The Princess Bride by Goldman, and the film adaptation we all know and love, describes itself as the abridged version of S. Morgenstern’s original The Princess Bride, a much lengthier satire with a similar plot line. Goldman made a running joke out of the fake author by publishing more work under the name S. Morgenstern, but we’re still waiting for one of those works to be the “original” The Princess Bride.

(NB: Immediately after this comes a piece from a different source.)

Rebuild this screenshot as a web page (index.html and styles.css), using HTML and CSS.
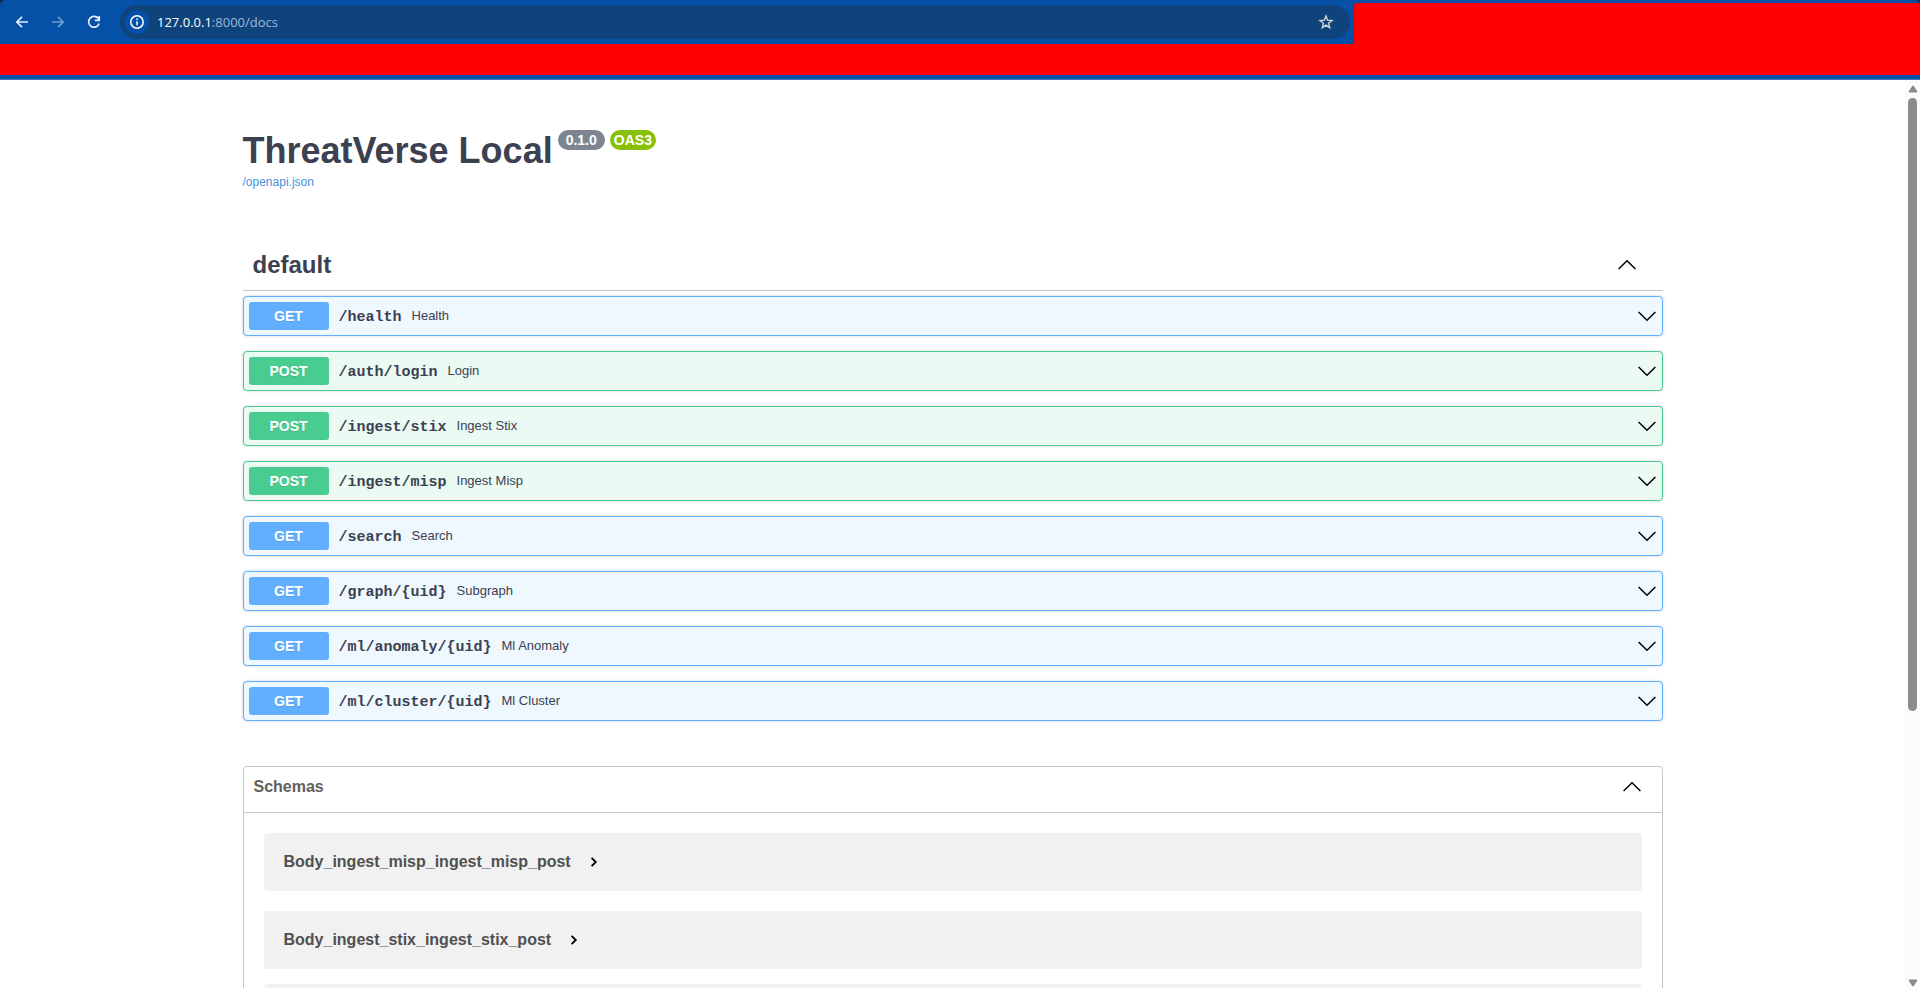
FILE: index.html
```html
<!DOCTYPE html>
<html lang="en">
<head>
<meta charset="utf-8">
<title>ThreatVerse Local</title>
<link rel="stylesheet" href="styles.css">
</head>
<body>
<svg class="defs" aria-hidden="true">
  <symbol id="up" viewBox="0 0 20 20"><path d="M1.600 14 10 5.800 18.400 14" /></symbol>
  <symbol id="down" viewBox="0 0 20 20"><path d="M1.600 6 10 14.200 18.400 6" /></symbol>
  <symbol id="right" viewBox="0 0 12 12"><path d="M3.600 1.800 7.800 6 3.600 10.200" /></symbol>
</svg>
<header class="browser">
  <div class="toolbar">
    <nav class="nav">
      <button class="icon-btn" aria-label="Back"><svg viewBox="0 0 16 16"><path d="M14 8H3M8 2.800 2.800 8 8 13.200" /></svg></button>
      <button class="icon-btn faded" aria-label="Forward"><svg viewBox="0 0 16 16"><path d="M2 8h11M8 2.800 13.200 8 8 13.200" /></svg></button>
      <button class="icon-btn" aria-label="Reload"><svg viewBox="0 0 16 16"><path d="M12.600 4.900A5.400 5.400 0 1 0 13.200 9.400M13.200 2v4.400H8.800" /></svg></button>
    </nav>
    <div class="address">
      <button class="info" aria-label="Site information"><svg viewBox="0 0 16 16"><circle cx="8" cy="8" r="6.200" /><path d="M8 7.200v4M8 4.600v1.400" /></svg></button>
      <span class="url"><b>127.0.0.1</b>:8000/docs</span>
      <button class="star" aria-label="Bookmark"><svg viewBox="0 0 16 16"><path d="M8 2 9.600 6.200l4.400.3-3.400 2.800 1.100 4.300L8 11.200l-3.700 2.400 1.100-4.300L2 6.500l4.400-.3z" /></svg></button>
    </div>
    <div class="cover"></div>
  </div>
  <div class="bookmarks"></div>
</header>
<div class="viewport">
  <main class="page">
    <section class="info-block">
      <h1 class="title">ThreatVerse Local <span class="badges"><span class="badge">0.1.0</span><span class="badge oas">OAS3</span></span></h1>
      <a class="spec" href="#">/openapi.json</a>
    </section>
    <section class="tag">
      <h2 class="tag-head">default<button class="toggle" aria-label="Collapse default"><svg><use href="#up" /></svg></button></h2>
      <div class="ops">
        <button class="op get"><span class="method">GET</span><span class="path">/health</span><span class="desc">Health</span><svg><use href="#down" /></svg></button>
        <button class="op post"><span class="method">POST</span><span class="path">/auth/login</span><span class="desc">Login</span><svg><use href="#down" /></svg></button>
        <button class="op post"><span class="method">POST</span><span class="path">/ingest/stix</span><span class="desc">Ingest Stix</span><svg><use href="#down" /></svg></button>
        <button class="op post"><span class="method">POST</span><span class="path">/ingest/misp</span><span class="desc">Ingest Misp</span><svg><use href="#down" /></svg></button>
        <button class="op get"><span class="method">GET</span><span class="path">/search</span><span class="desc">Search</span><svg><use href="#down" /></svg></button>
        <button class="op get"><span class="method">GET</span><span class="path">/graph/{uid}</span><span class="desc">Subgraph</span><svg><use href="#down" /></svg></button>
        <button class="op get"><span class="method">GET</span><span class="path">/ml/anomaly/{uid}</span><span class="desc">Ml Anomaly</span><svg><use href="#down" /></svg></button>
        <button class="op get"><span class="method">GET</span><span class="path">/ml/cluster/{uid}</span><span class="desc">Ml Cluster</span><svg><use href="#down" /></svg></button>
      </div>
    </section>
    <section class="schemas">
      <h3 class="schemas-head">Schemas<button class="toggle" aria-label="Collapse schemas"><svg><use href="#up" /></svg></button></h3>
      <div class="models">
        <button class="model">Body_ingest_misp_ingest_misp_post<svg><use href="#right" /></svg></button>
        <button class="model">Body_ingest_stix_ingest_stix_post<svg><use href="#right" /></svg></button>
        <div class="model"></div>
      </div>
    </section>
  </main>
  <div class="scrollbar" aria-hidden="true">
    <svg viewBox="0 0 10 8"><path d="M4.200 1 .8 6.200Q.5 7.500 1.500 7.500h7Q9.500 7.500 9.200 6.200L5.800 1Q5 .2 4.200 1z" /></svg>
    <div class="track"><div class="thumb"></div></div>
    <svg viewBox="0 0 10 8"><path d="M4.200 7 .8 1.800Q.5 .5 1.500 .5h7Q9.500 .5 9.200 1.800L5.800 7Q5 7.800 4.200 7z" /></svg>
  </div>
</div>
</body>
</html>
```
FILE: styles.css
```css
* { box-sizing: border-box; }
body {
  margin: 0;
  height: 100vh;
  display: flex;
  flex-direction: column;
  overflow: hidden;
  background: #fff;
  color: #3b4151;
  font-family: "Liberation Sans", Arial, sans-serif;
}
button {
  margin: 0;
  padding: 0;
  border: 0;
  background: none;
  color: inherit;
  font: inherit;
  text-align: left;
}
svg { display: block; fill: none; stroke: currentColor; }
.defs { position: absolute; width: 0; height: 0; }

.browser { flex: none; background: #0a2d57; border-bottom: 1px solid #3a78bd; }
.toolbar { display: flex; height: 44px; border-radius: 6px 6px 0 0; background: #0551a8; }
.nav { display: flex; gap: 20px; align-items: center; padding: 0 18px 0 14px; }
.icon-btn { color: #e6eefa; }
.icon-btn svg { width: 16px; height: 16px; stroke-width: 1.7; }
.icon-btn.faded { color: #6d9bd0; }
.address {
  flex: 1;
  display: flex;
  align-items: center;
  margin: 5px 4px 5px 0;
  padding: 0 16px 0 5px;
  border-radius: 17px;
  background: #0f437c;
}
.info {
  display: grid;
  place-items: center;
  width: 24px;
  height: 24px;
  border-radius: 12px;
  background: #0551a8;
  color: #fff;
}
.info svg { width: 16px; height: 16px; stroke-width: 1.5; }
.url {
  flex: 1;
  margin-left: 8px;
  font: 13px/20px "Open Sans", sans-serif;
  color: #9db9dc;
}
.url b { font-weight: 400; color: #fff; }
.star { color: #d3d6da; }
.star svg { width: 16px; height: 16px; stroke-width: 1.4; }
.cover {
  flex: none;
  width: 566px;
  margin-top: 3px;
  border-top-left-radius: 3px;
  background: #f00;
}
.bookmarks { height: 31px; background: #f00; border-bottom: 0; }
.browser::after { content: ""; display: block; height: 4px; background: #0551a8; }

.viewport { flex: 1; min-height: 0; display: flex; }
.page {
  flex: 1;
  max-width: 1460px;
  margin: 0 auto;
  padding: 0 20px;
  overflow: hidden;
}
.info-block { padding: 50px 0 48px; }
.title { display: flex; gap: 5px; margin: 0; font-size: 36px; line-height: 42px; }
.badges { display: flex; gap: 5px; align-items: flex-start; }
.badge {
  padding: 2px 8px;
  border-radius: 20px;
  background: #7d8492;
  color: #fff;
  font-size: 14px;
  line-height: 16px;
}
.badge.oas { padding: 2px 4px; background: #89bf04; }
.spec { display: block; font-size: 12px; line-height: 20px; color: #4990e2; text-decoration: none; }
.tag-head {
  display: flex;
  align-items: center;
  margin: 0 0 5px;
  padding: 10px 26px 10px 10px;
  border-bottom: 1px solid #c4c6ca;
  font-size: 24px;
  line-height: 30px;
}
.toggle { margin-left: auto; color: #000; }
.toggle svg { width: 20px; height: 20px; stroke-width: 1.5; }
.ops { display: grid; gap: 15px; }
.op {
  display: flex;
  align-items: center;
  gap: 10px;
  padding: 5px;
  border: 1px solid;
  border-radius: 4px;
  box-shadow: 0 0 3px rgba(0, 0, 0, .19);
}
.op.get { border-color: #61affe; background: #eff7ff; }
.op.post { border-color: #49cc90; background: #ebfaf3; }
.method {
  width: 80px;
  border-radius: 3px;
  color: #fff;
  font-size: 14px;
  font-weight: 700;
  line-height: 28px;
  text-align: center;
  text-shadow: 0 1px 0 rgba(0, 0, 0, .1);
}
.get .method { background: #61affe; }
.post .method { background: #49cc90; }
.path { padding-top: 3px; font: 700 15px/20px "Liberation Mono", monospace; }
.desc { flex: 1; padding-bottom: 1px; font-size: 13px; line-height: 18px; }
.op svg { width: 20px; height: 20px; stroke-width: 1.5; color: #000; }
.schemas { margin-top: 45px; border: 1px solid #c4c6cb; border-radius: 4px; }
.schemas-head {
  display: flex;
  align-items: center;
  margin: 0;
  padding: 10px 20px 15px 10px;
  border-bottom: 1px solid #c4c6cb;
  color: #606060;
  font-size: 16px;
  line-height: 20px;
}
.models { display: flex; flex-direction: column; padding: 20px 20px 5px; }
.model {
  display: flex;
  align-items: center;
  gap: 17px;
  min-height: 58px;
  margin-bottom: 15px;
  padding: 0 20px;
  border-radius: 4px;
  background: #f1f1f1;
  color: #505050;
  font-size: 16px;
  font-weight: 700;
}
.model:first-child { margin-bottom: 20px; }
.model svg { width: 12px; height: 12px; stroke-width: 1.8; color: #000; }

.scrollbar {
  display: flex;
  flex-direction: column;
  align-items: center;
  gap: 5px;
  width: 15px;
  padding: 5px 0 1px;
  background: #fcfcfc;
}
.scrollbar svg { width: 10px; height: 8px; fill: #8b8b8b; stroke: none; }
.track { flex: 1; }
.thumb { width: 9px; height: 70%; border-radius: 5px; background: #8b8b8b; }
```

Encyclopedia Galactica by various, in “Foundation” by Isaac Asimov

First mentioned in Isaac Asimov’s 1942 story “Foundation,” the Galactica is a Britannica-type all-knowledge repository — but one that belongs to a civilization spanning the entire galaxy. The Galactica has been alluded to in a host of science fiction works after Asimov’s, including, Douglas Adams’ The Hitchhiker’s Guide to the Galaxy, whose meta-book of the same title is meant to be the condensed layman’s version of the Galactica. Think OED versus Webster’s.

Groundwork by Jakob Beer, in Fugitive Pieces by Anne Michaels

Anne Michaels’ Fugitive Pieces is split into two books; the first is the story of Jakob Beer, a young Jewish boy who’s rescued from the Nazis by a geologist, grows up on a Greek island, and becomes a writer. The second is the story of Ben, a Canadian professor and fan of Jakob’s poetry. The abrupt changeover from one man’s perspective to the other’s is a bit jarring, since, really, the only thing that ties them together is Ben’s admiration for Jakob’s poetry — which we never get to read. Groundwork, his collected poems, would make for a good Book 2.5.

The Grasshopper Lies Heavy by Hawthorne Abendsen, in The Man in the High Castle by Philip K. Dick

Dick’s The Man in the High Castle chronicles an alternate history of a WWII won by the Axis and a post-war occupied US. Its title character’s book, The Grasshopper Lies Heavy, chronicles a meta-alternate history — banned, of course, by the occupying authorities — in which WWII is won by the Allies but results in a world that is nothing like the one we live in.